O motorista cujo veículo foi apreendido acumulava muitas multas.

O motorista = antecedente, o possuidor; veículo = consequente, a coisa possuída.

Entre motorista e veículo, a relação é de posse: veículo do motorista, veículo dele. O cujo, por estabelecer relação que dá ideia de posse, costuma equivaler a “do qual”, “de quem”. Poderíamos dizer assim: O motorista de quem o veículo foi apreendido acumulava muitas multas. Ao fazer a substituição, mantive o mesmo sentido, mas você deve ter percebido por que ainda eu insisto usar o cujo.

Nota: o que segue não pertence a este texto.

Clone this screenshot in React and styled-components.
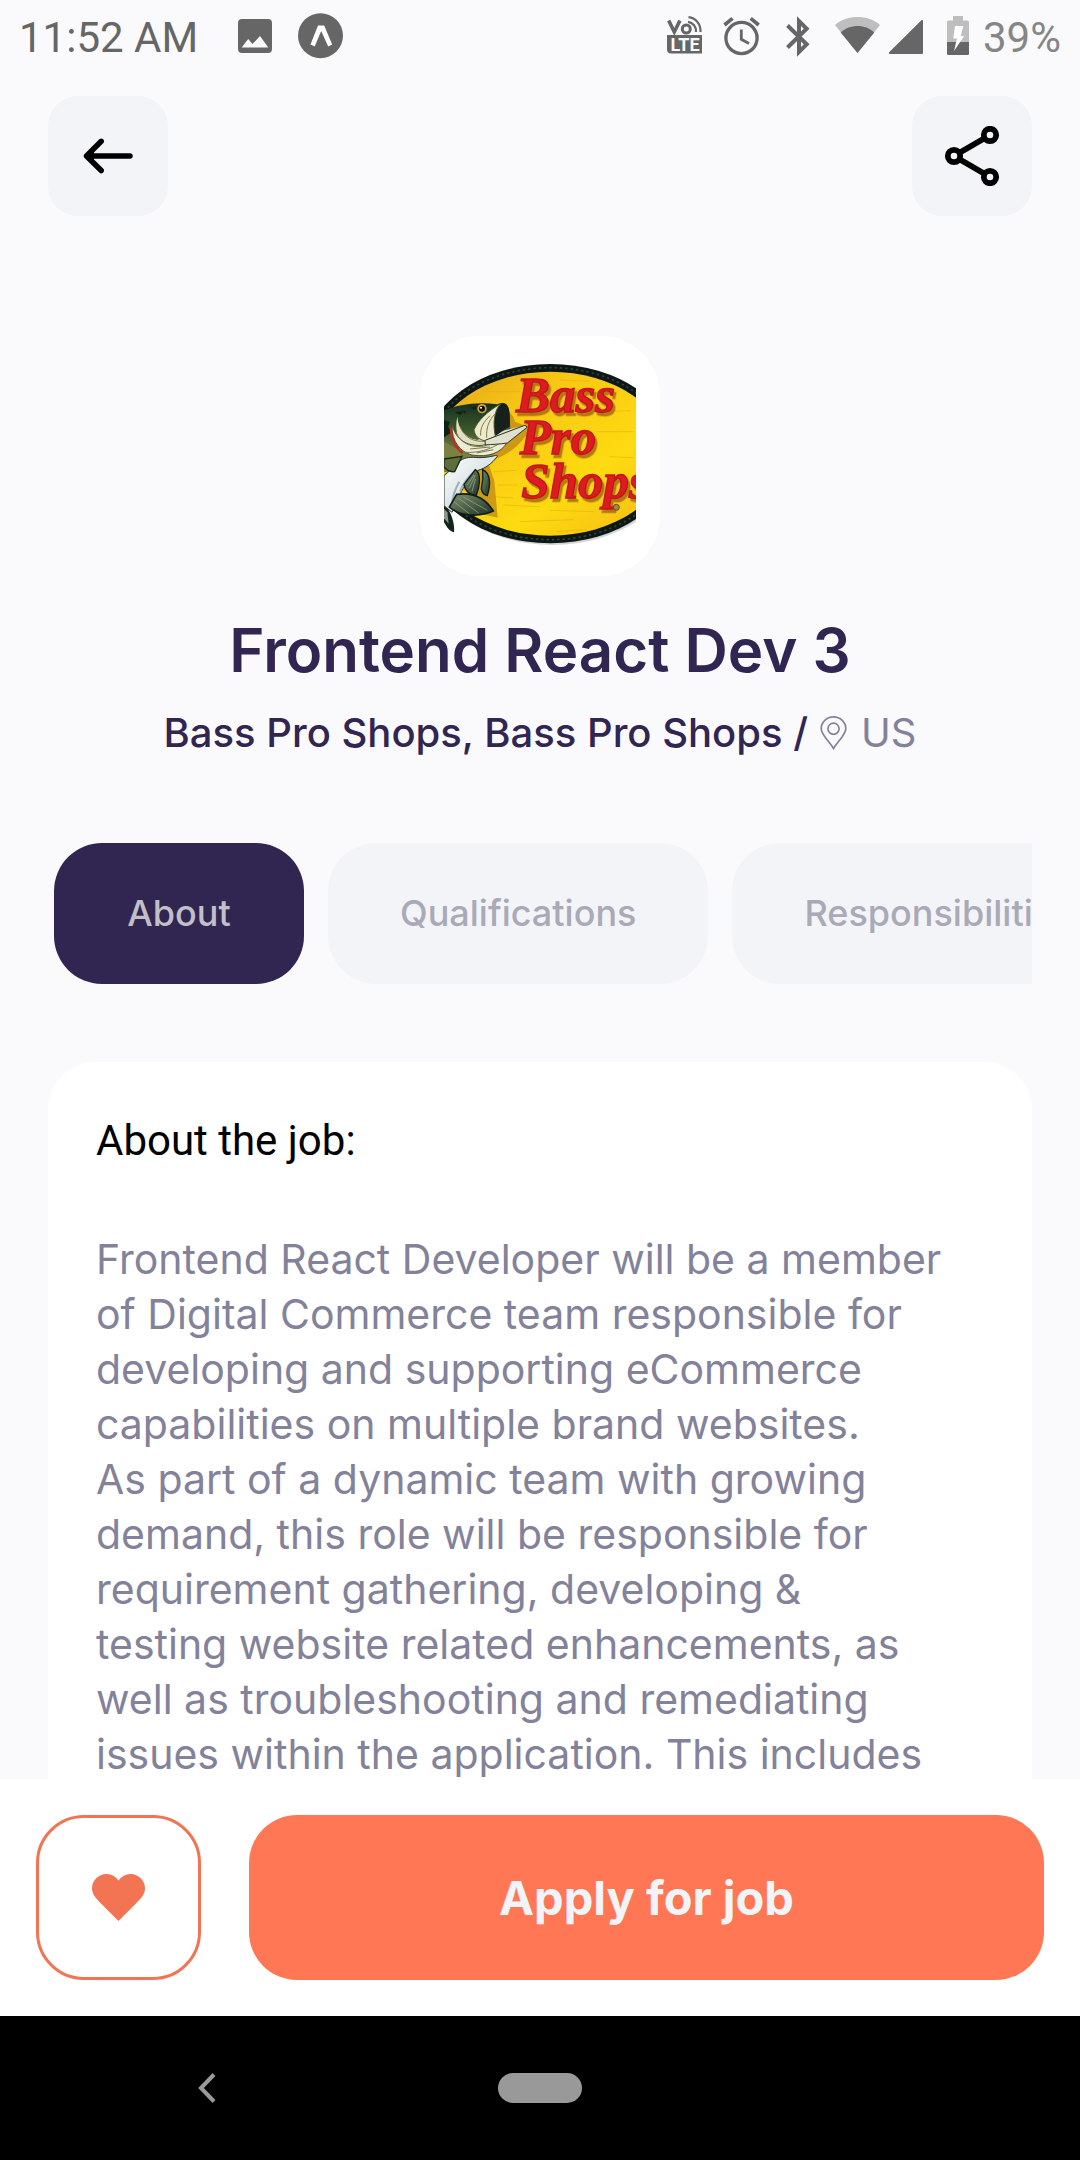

Se você pretende usar o cujo, atente para algumas observações. Na linguagem dita culta, não se deve empregar artigo entre o cujo e o nome que ele determina e com o qual concorda. Assim: nessa variedade linguística não se usa motorista cujo o veículo; motorista cuja a motocicleta, mas cujo veículo e cuja motocicleta.

Como disse, o cujo pode vier precedido de preposição, como em O menino de cujo pai lhe falei e Esta fazenda por cujas veredas caminhei… Veja que as formas verbais falei e caminhei reclamam as preposições de e por, respectivamente: falei do pai do menino e caminhei pelas veredas da fazenda.

Quando disse que o cujo está moribundo, ressaltei o fato de que sua ocorrência é verificada apenas em usos de linguagem mais formais. Na linguagem popular, as pessoas abandonaram o cujo e usam o que. Em vez de dizerem A menina cujo pai é professor estuda naquela escola, dizem A menina que o pai dela é professor estuda naquela escola.

Por último, volto ao cujo do título. Usa-se também cujo como substantivo. Nesse caso, virá precedido de artigo. O sentido é de “o cara”, “o sujeito”, “fulano”, como em Fiquei com uma baita raiva e disse pro cujo que não parecesse mais. Nesse sentido, também se usa “o dito-cujo”.